PS diz que ministra é a “mãe do caos judiciário”

Durante a audição, o PS voltou a exigir a demissão da governante, enquanto o PCP, através do deputado António Filipe, garantiu que existem na reforma judiciária "situações a roçar a ilegalidade. "A senhora ministra é a mãe do caos judiciário. Deve a sua demissão ao país", acusou ainda o deputado socialista Luís Pita Ameixa.

Mas Paula Teixeira da Cruz voltou a negar que exista caos nos tribunais admitindo apenas que se verificou um "percalço" e sublinhando que "uma coisa é a reforma outra é o instrumento que é a plataforma informática". Aliás, a ministra recordou que "já existia justiça antes do Citius e vai continuar a existir".

“Não pensei que viesse aqui desvalorizar o problema do Citius. Se está tudo bem porque pediu então desculpas?”, questionou também a bloquista Cecília Honório. “Quando se pede desculpa é por alguma coisa que aconteceu. Houve transtornos causados. Isso é evidente. Agora transtorno é diferente de caos”, respondeu a ministra que revelou ter sempre, enquanto advogada, confiado pouco na segurança do sistema informático.

 “Não tínhamos confiança nenhuma no Citius, que passava a vida em baixo. Algum processo meu de responsabilidade passava pelo Citius? Ia correr esse risco para depois aquilo bloquear e eu ter de pagar um milhão, ou 2 ou 3 ou 4 de indemnização?", questionou.

A ministra disse ainda que o Citius serve apenas para tramitar electronicamente “processos cíveis e de execução”, não servindo para os processos-crime. Porém, apesar da garantia de Paula Teixeira da Cruz, a plataforma informática é usada nos julgamentos de processos-crime. É ela que tem o módulo de gravação que permite registar o áudio dos testemunhos. Por isso, vários julgamentos têm sido adiados.

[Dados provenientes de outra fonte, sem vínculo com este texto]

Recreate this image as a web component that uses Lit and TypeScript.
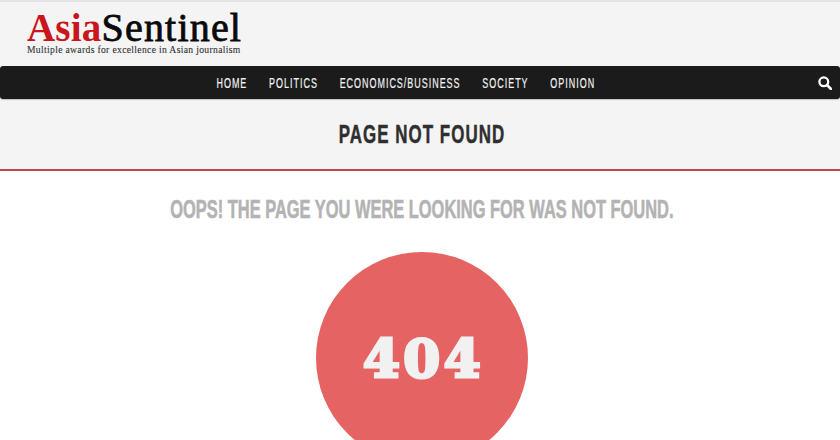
import { LitElement, html, css } from "lit";
import { customElement } from "lit/decorators.js";

@customElement("app-root")
export class AppRoot extends LitElement {
  static styles = css`
    :host { display: block; width: 840px; height: 440px; overflow: hidden; background: #fff; }
    .top { height: 64px; background: #f4f4f4; border-top: 2px solid #e4e4e4; padding-left: 27px; display: flex; flex-direction: column; }
    .logo { font-family: "Liberation Serif", serif; font-size: 40px; line-height: 30px; height: 30px; margin-top: 11px; color: #0a0a0a; letter-spacing: 1.2px; font-weight: 400; -webkit-text-stroke: 0.8px #0a0a0a; white-space: nowrap; }
    .logo b { color: #c8161c; font-size: 39px; font-weight: 700; letter-spacing: 0.2px; -webkit-text-stroke: 0; }
    .tag { font-family: "Liberation Serif", serif; font-size: 9.6px; line-height: 11px; margin-top: 1px; color: #333; letter-spacing: 0.34px; white-space: nowrap; -webkit-text-stroke: 0.1px #333; }
    nav { height: 33px; background: #1b1b1b; border-radius: 3px; position: relative; display: flex; justify-content: center; align-items: center; box-shadow: 0 1px 1px rgba(0,0,0,.25); }
    .links { display: flex; gap: 34px; flex: none; transform: scaleX(0.64); margin-right: 29px; }
    .links a { font-family: "Liberation Sans", sans-serif; color: #f2f2f2; font-size: 14px; letter-spacing: 1.55px; white-space: nowrap; -webkit-text-stroke: 0.2px #f2f2f2; }
    .search { position: absolute; right: 8px; top: 10px; width: 14px; height: 14px; }
    .band { height: 69px; margin-top: 1px; background: #f4f4f4; border-bottom: 2px solid #c0474a; display: flex; align-items: center; justify-content: center; }
    h1 { margin: 0 0 0 3px; flex: none; font-family: "Liberation Sans", sans-serif; font-size: 26px; font-weight: 700; color: #2f2f2f; letter-spacing: 1.6px; transform: scaleX(0.65); white-space: nowrap; -webkit-text-stroke: 0.5px #2f2f2f; }
    .sub { margin-top: 23px; height: 30px; display: flex; justify-content: center; }
    h2 { margin: 0 0 0 4px; flex: none; font-family: "Liberation Sans", sans-serif; font-size: 26.5px; line-height: 30px; font-weight: 700; color: #b3b3b3; transform: scaleX(0.62); white-space: nowrap; -webkit-text-stroke: 0.6px #b3b3b3; }
    .circle { width: 212px; height: 212px; box-sizing: border-box; padding-left: 3px; border-radius: 50%; background: #e56363; margin: 28px 0 0 316px; display: flex; align-items: center; justify-content: center; font-family: "DejaVu Serif", serif; font-weight: 700; font-size: 53px; color: #f1f1f1; letter-spacing: 3.5px; -webkit-text-stroke: 3.2px #f1f1f1; }
  `;
  render() {
    return html`
      <div class="top">
        <div class="logo"><b>Asia</b>Sentinel</div>
        <div class="tag">Multiple awards for excellence in Asian journalism</div>
      </div>
      <nav>
        <div class="links"><a>HOME</a><a>POLITICS</a><a>ECONOMICS/BUSINESS</a><a>SOCIETY</a><a>OPINION</a></div>
        <svg class="search" viewBox="0 0 14 14" fill="none" stroke="#fff"><circle cx="5.8" cy="5.8" r="4.4" stroke-width="2.3"/><path d="M9 9l4 4" stroke-width="2.6" stroke-linecap="round"/></svg>
      </nav>
      <div class="band"><h1>PAGE NOT FOUND</h1></div>
      <div class="sub"><h2>OOPS! THE PAGE YOU WERE LOOKING FOR WAS NOT FOUND.</h2></div>
      <div class="circle">404</div>
    `;
  }
}
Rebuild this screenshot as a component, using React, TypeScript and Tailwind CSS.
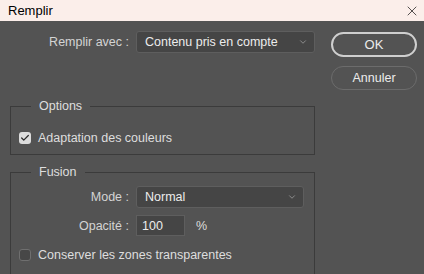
import { Check, ChevronDown, X } from 'lucide-react'

function Select({ value, width }: { value: string; width: string }) {
  return (
    <div
      className={`flex h-[22px] items-center justify-between rounded-[3px] border border-[#5e5e5e] bg-[#454545] pl-[8px] pr-[6px] text-[#ececec] ${width}`}
    >
      <span>{value}</span>
      <ChevronDown size={10} strokeWidth={1.5} className="text-[#b5b5b5]" />
    </div>
  )
}

function Box({ checked }: { checked: boolean }) {
  return (
    <span
      className={`flex h-[12px] w-[12px] items-center justify-center rounded-[3px] ${
        checked ? 'bg-[#dcdcdc]' : 'border border-[#6f6f6f] bg-[#474747]'
      }`}
    >
      {checked && <Check size={10} strokeWidth={3} className="text-[#2a2a2a]" />}
    </span>
  )
}

export default function App() {
  return (
    <div className="h-[274px] w-[424px] overflow-hidden font-['Liberation_Sans',Arial,sans-serif] text-[12.5px] leading-[16px]">
      <div className="flex h-[21px] items-center justify-between bg-[#fbeeea] pl-[8px] pr-[4px] text-black">
        <span className="text-[13px]">Remplir</span>
        <X size={16} strokeWidth={1} className="text-black" />
      </div>

      <div className="flex h-[253px] bg-[#535353] text-[#dedede]">
        <div className="ml-[10px] w-[305px]">
          {/* fill source */}
          <div className="mt-[10px] flex items-center">
            <span className="w-[119px] text-right text-[#d4d4d4]">Remplir avec :</span>
            <div className="ml-[7px]">
              <Select value="Contenu pris en compte" width="w-[179px]" />
            </div>
          </div>

          <fieldset className="mt-[45px] border border-[#3b3b3b] px-[8px] pb-[8px]">
            <legend className="ml-[12px] px-[8px]">Options</legend>
            <label className="mt-[16px] flex items-center gap-[7px]">
              <Box checked />
              <span>Adaptation des couleurs</span>
            </label>
          </fieldset>

          <fieldset className="mt-[9px] h-[120px] border border-[#3b3b3b] px-[8px]">
            <legend className="ml-[12px] px-[8px]">Fusion</legend>
            <div className="mt-[6px] flex items-center">
              <span className="w-[110px] text-right text-[#d4d4d4]">Mode :</span>
              <div className="ml-[7px]">
                <Select value="Normal" width="w-[168px]" />
              </div>
            </div>
            <div className="mt-[7px] flex items-center">
              <span className="w-[110px] text-right text-[#d4d4d4]">Opacité :</span>
              <div className="ml-[7px] flex h-[21px] w-[49px] items-center border border-[#5e5e5e] bg-[#454545] pl-[5px] text-[#ececec]">
                100
              </div>
              <span className="ml-[11px]">%</span>
            </div>
            <label className="mt-[11px] flex items-center gap-[7px]">
              <Box checked={false} />
              <span>Conserver les zones transparentes</span>
            </label>
          </fieldset>
        </div>

        <div className="ml-[16px] mt-[11px] flex w-[86px] flex-col gap-[9px]">
          <button className="h-[25px] rounded-full border-2 border-[#cfcfcf] text-[13px] text-[#ececec]">OK</button>
          <button className="h-[24px] rounded-full border border-[#6c6c6c] text-[#ececec]">Annuler</button>
        </div>
      </div>
    </div>
  )
}
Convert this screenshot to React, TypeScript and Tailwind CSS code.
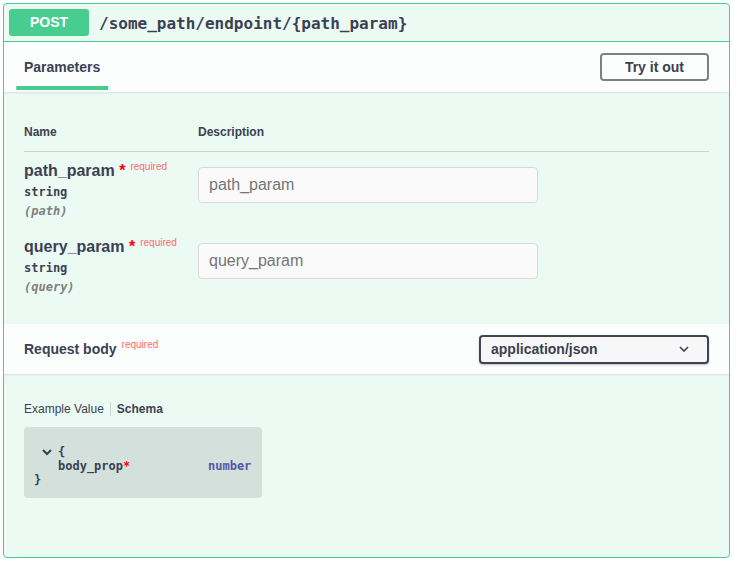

Fontes judiciais garantem ainda que há também processos-crime que, além de existirem em suporte físico, estão alojados no sistema.

“Isto é a maior confusão criada nos tribunais nos últimos 200 anos. Estamos a assistir a uma situação indigna. O Citius não é um mero auxiliar. A senhora ministra continua a classificar de mero percalço uma situação que é caótica”, criticou o comunista António Filipe. A ministra, por seu lado, alegou que os advogados “não estão impedidos de praticar qualquer acto” já que continuam a poder recorrer ao “correio em papel”.